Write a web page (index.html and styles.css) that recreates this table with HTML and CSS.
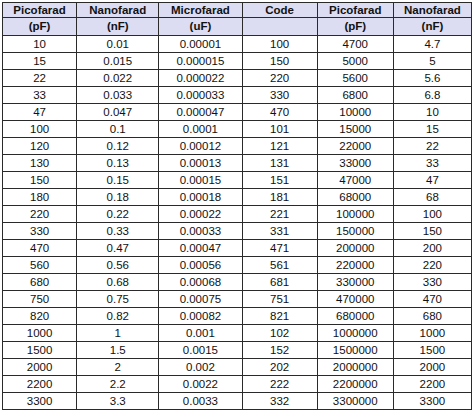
FILE: index.html
```html
<!DOCTYPE html>
<html>
<head>
<meta charset="utf-8">
<link rel="stylesheet" href="styles.css">
</head>
<body>
<table class="caps">
  <colgroup>
    <col class="c1"><col class="c2"><col class="c3"><col class="c4"><col class="c5"><col class="c6">
  </colgroup>
  <thead>
    <tr class="h1"><th>Picofarad</th><th>Nanofarad</th><th>Microfarad</th><th>Code</th><th>Picofarad</th><th>Nanofarad</th></tr>
    <tr class="h2"><th>(pF)</th><th>(nF)</th><th>(uF)</th><th></th><th>(pF)</th><th>(nF)</th></tr>
  </thead>
  <tbody>
    <tr><td>10</td><td>0.01</td><td>0.00001</td><td>100</td><td>4700</td><td>4.7</td></tr>
    <tr><td>15</td><td>0.015</td><td>0.000015</td><td>150</td><td>5000</td><td>5</td></tr>
    <tr><td>22</td><td>0.022</td><td>0.000022</td><td>220</td><td>5600</td><td>5.6</td></tr>
    <tr><td>33</td><td>0.033</td><td>0.000033</td><td>330</td><td>6800</td><td>6.8</td></tr>
    <tr><td>47</td><td>0.047</td><td>0.000047</td><td>470</td><td>10000</td><td>10</td></tr>
    <tr><td>100</td><td>0.1</td><td>0.0001</td><td>101</td><td>15000</td><td>15</td></tr>
    <tr><td>120</td><td>0.12</td><td>0.00012</td><td>121</td><td>22000</td><td>22</td></tr>
    <tr><td>130</td><td>0.13</td><td>0.00013</td><td>131</td><td>33000</td><td>33</td></tr>
    <tr><td>150</td><td>0.15</td><td>0.00015</td><td>151</td><td>47000</td><td>47</td></tr>
    <tr><td>180</td><td>0.18</td><td>0.00018</td><td>181</td><td>68000</td><td>68</td></tr>
    <tr><td>220</td><td>0.22</td><td>0.00022</td><td>221</td><td>100000</td><td>100</td></tr>
    <tr><td>330</td><td>0.33</td><td>0.00033</td><td>331</td><td>150000</td><td>150</td></tr>
    <tr><td>470</td><td>0.47</td><td>0.00047</td><td>471</td><td>200000</td><td>200</td></tr>
    <tr><td>560</td><td>0.56</td><td>0.00056</td><td>561</td><td>220000</td><td>220</td></tr>
    <tr><td>680</td><td>0.68</td><td>0.00068</td><td>681</td><td>330000</td><td>330</td></tr>
    <tr><td>750</td><td>0.75</td><td>0.00075</td><td>751</td><td>470000</td><td>470</td></tr>
    <tr><td>820</td><td>0.82</td><td>0.00082</td><td>821</td><td>680000</td><td>680</td></tr>
    <tr><td>1000</td><td>1</td><td>0.001</td><td>102</td><td>1000000</td><td>1000</td></tr>
    <tr><td>1500</td><td>1.5</td><td>0.0015</td><td>152</td><td>1500000</td><td>1500</td></tr>
    <tr><td>2000</td><td>2</td><td>0.002</td><td>202</td><td>2000000</td><td>2000</td></tr>
    <tr><td>2200</td><td>2.2</td><td>0.0022</td><td>222</td><td>2200000</td><td>2200</td></tr>
    <tr><td>3300</td><td>3.3</td><td>0.0033</td><td>332</td><td>3300000</td><td>3300</td></tr>
  </tbody>
</table>
</body>
</html>
```
FILE: styles.css
```css
html, body {
  margin: 0;
  padding: 0;
  background: #ffffff;
}
body {
  padding: 2px 0 0 2px;
}
.caps {
  border-collapse: collapse;
  table-layout: fixed;
  width: 470px;
  font-family: "Liberation Sans", Arial, sans-serif;
  font-size: 11.5px;
  color: #111;
}
.c1 { width: 74px; }
.c2 { width: 82px; }
.c3 { width: 83px; }
.c4 { width: 75px; }
.c5 { width: 76px; }
.c6 { width: 78px; }
.caps th, .caps td {
  border: 1px solid #2a2a2a;
  padding: 0;
  text-align: center;
  vertical-align: middle;
  line-height: 11px;
}
.caps th {
  background: #dcdcf2;
  font-weight: bold;
  color: #111;
}
.caps .h1 {
  height: 15px;
}
.caps .h2 {
  height: 18px;
}
.caps tbody tr {
  height: 17px;
}
```
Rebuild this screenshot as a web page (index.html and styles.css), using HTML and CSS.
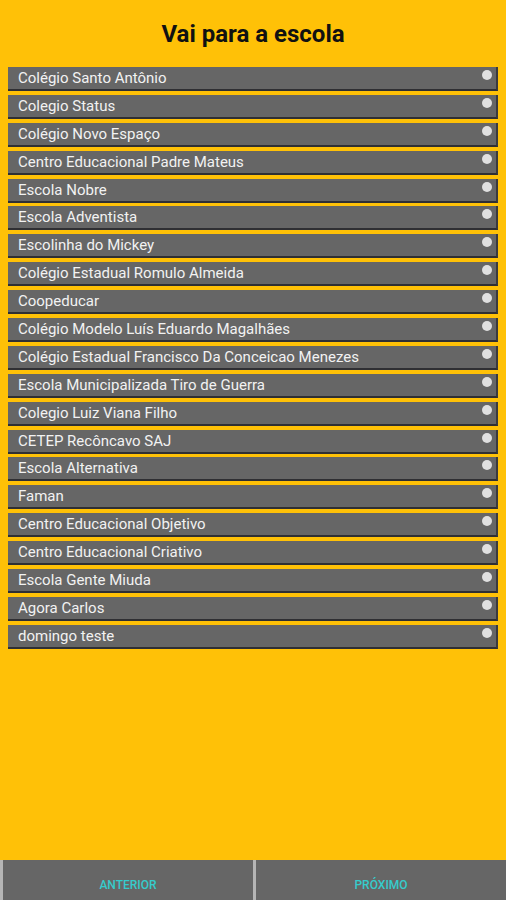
FILE: index.html
```html
<!DOCTYPE html>
<html lang="pt">
<head>
<meta charset="utf-8">
<title>Vai para a escola</title>
<link rel="stylesheet" href="styles.css">
</head>
<body>
<div class="screen">
  <h1 class="title">Vai para a escola</h1>
  <ul class="list">
    <li class="item"><span>Colégio Santo Antônio</span><i class="dot"></i></li>
    <li class="item"><span>Colegio Status</span><i class="dot"></i></li>
    <li class="item"><span>Colégio Novo Espaço</span><i class="dot"></i></li>
    <li class="item"><span>Centro Educacional Padre Mateus</span><i class="dot"></i></li>
    <li class="item"><span>Escola Nobre</span><i class="dot"></i></li>
    <li class="item"><span>Escola Adventista</span><i class="dot"></i></li>
    <li class="item"><span>Escolinha do Mickey</span><i class="dot"></i></li>
    <li class="item"><span>Colégio Estadual Romulo Almeida</span><i class="dot"></i></li>
    <li class="item"><span>Coopeducar</span><i class="dot"></i></li>
    <li class="item"><span>Colégio Modelo Luís Eduardo Magalhães</span><i class="dot"></i></li>
    <li class="item"><span>Colégio Estadual Francisco Da Conceicao Menezes</span><i class="dot"></i></li>
    <li class="item"><span>Escola Municipalizada Tiro de Guerra</span><i class="dot"></i></li>
    <li class="item"><span>Colegio Luiz Viana Filho</span><i class="dot"></i></li>
    <li class="item"><span>CETEP Recôncavo SAJ</span><i class="dot"></i></li>
    <li class="item"><span>Escola Alternativa</span><i class="dot"></i></li>
    <li class="item"><span>Faman</span><i class="dot"></i></li>
    <li class="item"><span>Centro Educacional Objetivo</span><i class="dot"></i></li>
    <li class="item"><span>Centro Educacional Criativo</span><i class="dot"></i></li>
    <li class="item"><span>Escola Gente Miuda</span><i class="dot"></i></li>
    <li class="item"><span>Agora Carlos</span><i class="dot"></i></li>
    <li class="item"><span>domingo teste</span><i class="dot"></i></li>
  </ul>
  <div class="footer">
    <button class="nav-btn">ANTERIOR</button>
    <button class="nav-btn">PRÓXIMO</button>
  </div>
</div>
</body>
</html>
```
FILE: styles.css
```css
html, body {
  margin: 0;
  padding: 0;
}
body {
  background: #ffc107;
  font-family: Roboto, "Noto Sans", Arial, sans-serif;
}
.screen {
  height: 900px;
  display: flex;
  flex-direction: column;
}
.title {
  margin: 0;
  padding-top: 19px;
  height: 30px;
  line-height: 30px;
  font-size: 24px;
  font-weight: 700;
  color: #111;
  text-align: center;
}
.list {
  list-style: none;
  margin: 0;
  padding: 18px 8px 0 8px;
  display: flex;
  flex-direction: column;
  gap: 3.9px;
  flex: 1;
}
.item {
  height: 22px;
  background: #666666;
  border-bottom: 2px solid #2f2f33;
  border-right: 2px solid #3a3a3e;
  display: flex;
  justify-content: space-between;
  align-items: flex-start;
  padding-left: 10px;
  padding-right: 4px;
}
.item span {
  line-height: 22px;
  font-size: 15px;
  color: #f2f2f2;
}
.dot {
  width: 10px;
  height: 10px;
  margin-top: 3px;
  border-radius: 50%;
  background: #e0e0e0;
}
.footer {
  height: 40px;
  display: grid;
  grid-template-columns: 253px 1fr;
}
.nav-btn {
  margin: 0;
  border: 0;
  border-left: 3px solid #b5b5b5;
  background: #666666;
  color: #35cccc;
  font-family: Roboto, "Noto Sans", Arial, sans-serif;
  font-size: 12px;
  font-weight: 500;
  padding: 9px 0 0 0;
}
```
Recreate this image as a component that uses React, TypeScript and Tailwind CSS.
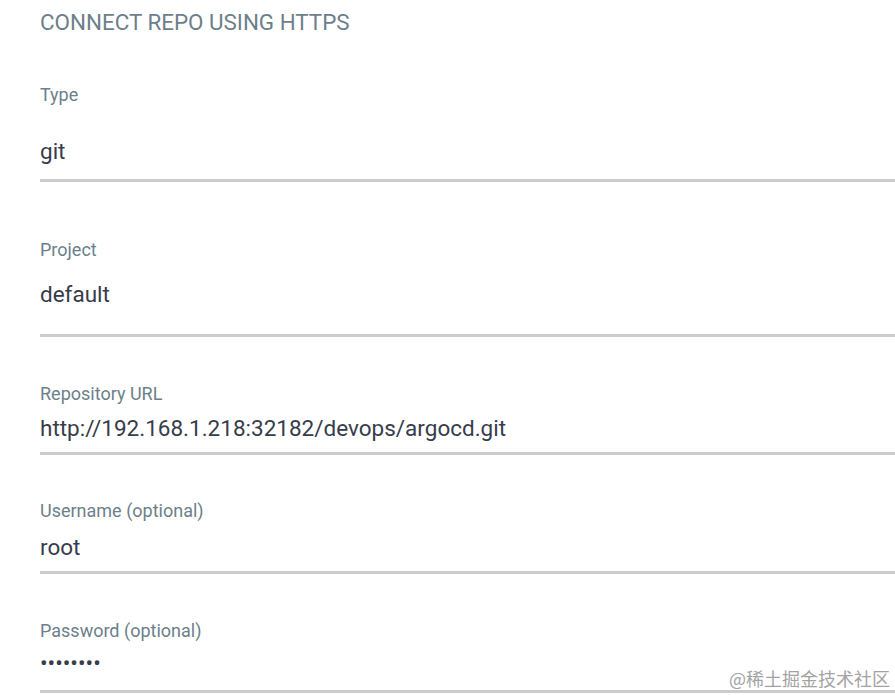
import React from "react";

const labelClass = "text-[18px] leading-[20px] text-[#6d7f8b]";
const valueClass = "text-[22.5px] leading-[24px] text-[#363c4a]";
const lineClass = "h-[3px] w-full bg-[#cccccc]";

export default function App() {
  return (
    <div
      className="relative w-[895px] h-[695px] overflow-hidden bg-white pl-[40px]"
      style={{ fontFamily: "Roboto, 'Liberation Sans', sans-serif" }}
    >
      {/* Title */}
      <div className="pt-[10px] text-[22.4px] leading-[24px] text-[#6d7f8b]">
        CONNECT REPO USING HTTPS
      </div>

      {/* Type */}
      <div className={`${labelClass} mt-[51px]`}>Type</div>
      <div className={`${valueClass} mt-[34px]`}>git</div>
      <div className={`${lineClass} mt-[16px]`} />

      {/* Project */}
      <div className={`${labelClass} mt-[58px]`}>Project</div>
      <div className={`${valueClass} mt-[22px]`}>default</div>
      <div className={`${lineClass} mt-[28px]`} />

      {/* Repository URL */}
      <div className={`${labelClass} mt-[47px]`}>Repository URL</div>
      <div className={`${valueClass} mt-[12px]`}>
        http://192.168.1.218:32182/devops/argocd.git
      </div>
      <div className={`${lineClass} mt-[12px]`} />

      {/* Username */}
      <div className={`${labelClass} mt-[46px]`}>Username (optional)</div>
      <div className={`${valueClass} mt-[14px]`}>root</div>
      <div className={`${lineClass} mt-[12px]`} />

      {/* Password */}
      <div className={`${labelClass} mt-[47px]`}>Password (optional)</div>
      <div className={`${valueClass} mt-[10px]`}>••••••••</div>
      <div className={`${lineClass} mt-[15px]`} />

      {/* watermark */}
      <div
        className="absolute right-[5px] bottom-[7px] text-[18px] leading-[20px] text-[#a3a3a3]"
        style={{ fontFamily: "'Noto Sans CJK SC', sans-serif" }}
      >
        @稀土掘金技术社区
      </div>
    </div>
  );
}
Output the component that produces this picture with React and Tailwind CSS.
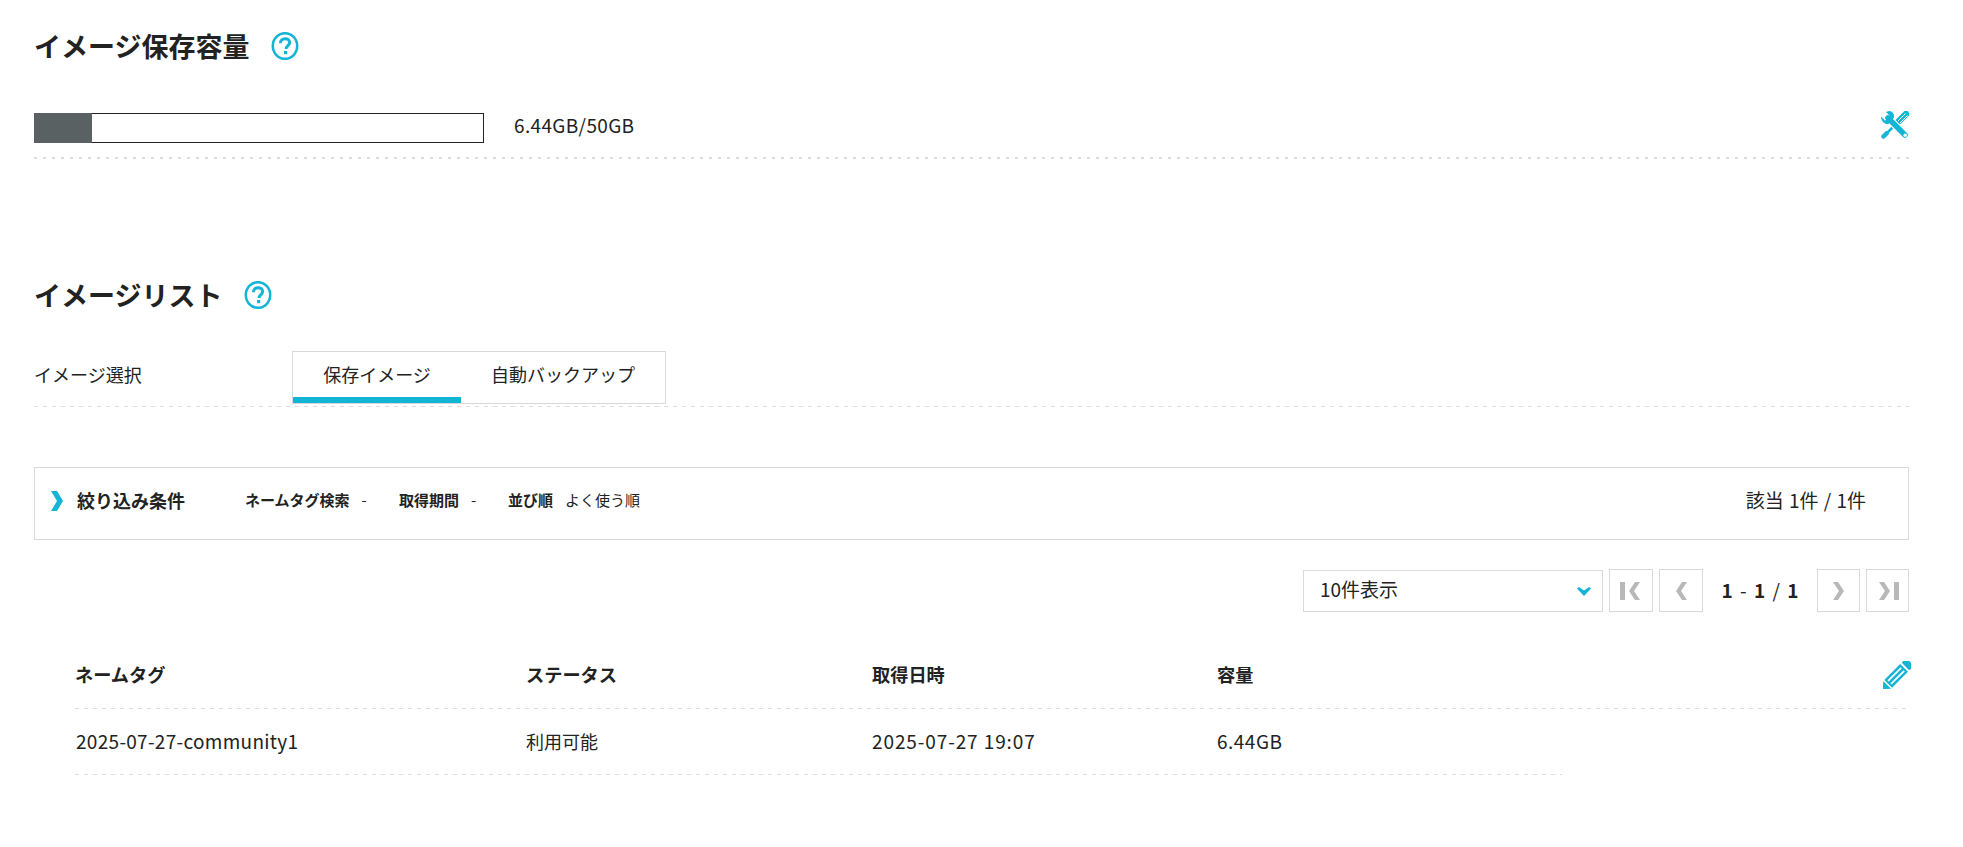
const FONT = "font-['Noto_Sans_CJK_JP','Noto_Sans',sans-serif]";

const HelpIcon = () => {
  return (
    <svg width="28" height="28" viewBox="0 0 28 28" className="shrink-0">
      <ellipse cx="14" cy="14" rx="12.2" ry="12.8" fill="none" stroke="#14b4d6" strokeWidth="2.5" />
      <path d="M9.4 11.2c0-2.900 2.100-4.500 4.700-4.500s4.500 1.500 4.500 3.800c0 3.400-3.500 3.400-3.500 6.400" fill="none" stroke="#14b4d6" strokeWidth="3" />
      <rect x="13" y="19" width="3.200" height="3.200" fill="#14b4d6" />
    </svg>
  );
};

const ToolIcon = () => {
  return (
    <svg width="28" height="28" viewBox="0 0 28 28">
      {/* screwdriver */}
      <path d="M25 3 17.500 10.500" stroke="#14b4d6" strokeWidth="6.500" strokeLinecap="round" />
      <path d="M24.500 2.500 17 10M26.500 4.500 19 12" stroke="#fff" strokeWidth="1" />
      <path d="M15 13 5 23" stroke="#14b4d6" strokeWidth="2.500" />
      <path d="M5.500 22.500 2.500 25.500" stroke="#14b4d6" strokeWidth="4.500" strokeLinecap="round" />
      {/* wrench */}
      <path d="M7 7 24 24" stroke="#fff" strokeWidth="8" />
      <path d="M7 7 24 24" stroke="#14b4d6" strokeWidth="5.500" strokeLinecap="round" />
      <path d="M0 5.500 4 9.500 7.500 8.500 9 5 5 1 8 0c3.500 0 5.500 3 5 6.500L7.500 13C3.500 13.500 0 10 0 5.500z" fill="#14b4d6" />
      <circle cx="24.200" cy="24.200" r="1.700" fill="#fff" />
    </svg>
  );
};

const PencilIcon = () => {
  return (
    <svg width="28" height="28" viewBox="0 0 28 28" fill="#14b4d6">
      <g transform="rotate(45 14 14)">
        <rect x="8.500" y="-4.500" width="11" height="6.500" rx="1" />
        <path d="M8.500 4h11v22.500h-11zM11 6v18.500h1.700V6zM15.300 6v18.500H17V6z" fillRule="evenodd" />
        <path d="M8.500 28h11L14 34z" />
      </g>
    </svg>
  );
};

// thick dots under the storage bar
const DotLine = () => {
  return <div className="h-[2px] bg-[repeating-linear-gradient(90deg,#dcdcdc_0,#dcdcdc_3px,transparent_3px,transparent_9px)]" />;
};

const DashLine = ({ className }) => {
  return <div className={`h-px bg-[repeating-linear-gradient(90deg,#dcdcdc_0,#dcdcdc_4px,transparent_4px,transparent_9px)] ${className}`} />;
};

const TabButton = ({ label, active, width }) => {
  return (
    <div className={`${width} h-full flex items-start justify-center pt-[9px] relative text-[18px] text-[#222]`}>
      {label}
      {active ? <div className="absolute left-0 right-0 bottom-0 h-[6px] bg-[#14b4d6]" /> : ""}
    </div>
  );
};

const PagerButton = ({ width, children }) => {
  return (
    <div className={`${width} h-[43px] border border-[#d9d9d9] flex items-center justify-center`}>
      <svg width="26" height="24" viewBox="0 0 26 24" fill="#b8b8b8">
        {children}
      </svg>
    </div>
  );
};

const FilterItem = ({ label, value, className }) => {
  return (
    <div className={`flex items-center text-[15px] text-[#222] ${className}`}>
      <span className="font-bold">{label}</span>
      <span className="ml-3">{value}</span>
    </div>
  );
};

const Cols = ({ children, className }) => {
  return <div className={`flex items-center ${className}`}>{children}</div>;
};

export default function App() {
  return (
    <div className={`${FONT} bg-white w-[1963px] h-[847px] overflow-hidden pl-[34px] pr-[54px] text-[#222]`}>
      <div className="flex items-center h-[46px] mt-[23px]">
        <h2 className="text-[27px] font-bold w-[237px]">イメージ保存容量</h2>
        <HelpIcon />
      </div>

      <div className="flex items-center h-[46px] mt-[36px]">
        <div className="w-[450px] h-[30px] border border-[#222] relative">
          <div className="absolute -top-px -left-px h-[30px] w-[58px] bg-[#5a6163]" />
        </div>
        <span className="ml-[30px] mb-[5px] text-[19px] tracking-[0.35px]">6.44GB/50GB</span>
        <div className="ml-auto mb-[6px]">
          <ToolIcon />
        </div>
      </div>
      <div className="mt-[6px]">
        <DotLine />
      </div>

      <div className="flex items-center h-[46px] mt-[113px]">
        <h2 className="text-[27px] font-bold w-[210px]">イメージリスト</h2>
        <HelpIcon />
      </div>

      <div className="flex items-end h-[53px] mt-[33px]">
        <span className="text-[18px] w-[258px] self-center mb-[7px]">イメージ選択</span>
        <div className="flex h-[53px] w-[374px] border border-[#d9d9d9]">
          <TabButton label="保存イメージ" active width="w-[168px]" />
          <TabButton label="自動バックアップ" width="w-[204px]" />
        </div>
      </div>
      <DashLine className="mt-[2px]" />

      <div className="flex items-center h-[73px] mt-[60px] border border-[#d9d9d9] pl-[16px] pr-[42px] pb-[6px]">
        <svg width="12" height="20" viewBox="0 0 12 20" fill="#14b4d6">
          <path d="M0 0h6l6 10-6 10H0l6-10z" />
        </svg>
        <span className="ml-[14px] text-[18px] font-bold w-[168px]">絞り込み条件</span>
        <FilterItem label="ネームタグ検索" value="-" className="w-[154px]" />
        <FilterItem label="取得期間" value="-" className="w-[109px]" />
        <FilterItem label="並び順" value="よく使う順" />
        <span className="ml-auto text-[19px] [word-spacing:1px]">該当 1件 / 1件</span>
      </div>

      <div className="flex items-center justify-end mt-[29px] gap-[6px]">
        <div className="w-[300px] h-[42px] border border-[#d9d9d9] flex items-center justify-between pl-[16px] pr-[11px] pb-[2px] text-[19px]">
          10件表示
          <svg width="14" height="9" viewBox="0 0 14 9" fill="#14b4d6" className="mt-1">
            <path d="M0 1.500 2 0l5 3.500L12 0l2 1.500L7 9z" />
          </svg>
        </div>
        <PagerButton width="w-[44px]">
          <path d="M2 3h5v18H2zM17 3h5l-6 9 6 9h-5l-6-9z" />
        </PagerButton>
        <PagerButton width="w-[44px]">
          <path d="M11 3h5l-6 9 6 9h-5l-6-9z" transform="translate(3 0)" />
        </PagerButton>
        <div className="w-[102px] text-center text-[19px] font-bold [word-spacing:3px]">
          1 <span className="font-normal">-</span> 1 <span className="font-normal">/</span> 1
        </div>
        <PagerButton width="w-[43px]">
          <path d="M7 3h5l6 9-6 9H7l6-9z" />
        </PagerButton>
        <PagerButton width="w-[43px]">
          <path d="M4 3h5l6 9-6 9H4l6-9zM19 3h5v18h-5z" />
        </PagerButton>
      </div>

      <div className="ml-[41px] mt-[30px] text-[18px]">
        <Cols className="h-[66px] font-bold text-[18.2px]">
          <div className="w-[451px]">ネームタグ</div>
          <div className="w-[346px]">ステータス</div>
          <div className="w-[345px]">取得日時</div>
          <div>容量</div>
          <div className="ml-auto -mr-[2px]">
            <PencilIcon />
          </div>
        </Cols>
        <DashLine className="w-[1832px]" />
        <Cols className="h-[65px]">
          <div className="w-[451px] pl-px text-[19px] tracking-[0.3px]">2025-07-27-community1</div>
          <div className="w-[346px]">利用可能</div>
          <div className="w-[345px] text-[19px] tracking-[0.9px]">2025-07-27 19:07</div>
          <div className="text-[19px] tracking-[0.5px]">6.44GB</div>
        </Cols>
        <DashLine className="w-[1487px]" />
      </div>
    </div>
  );
}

********************

What you should do => Of the lines in the material, how many contain the word "that"? Reply with the number and nothing else.

Result => 3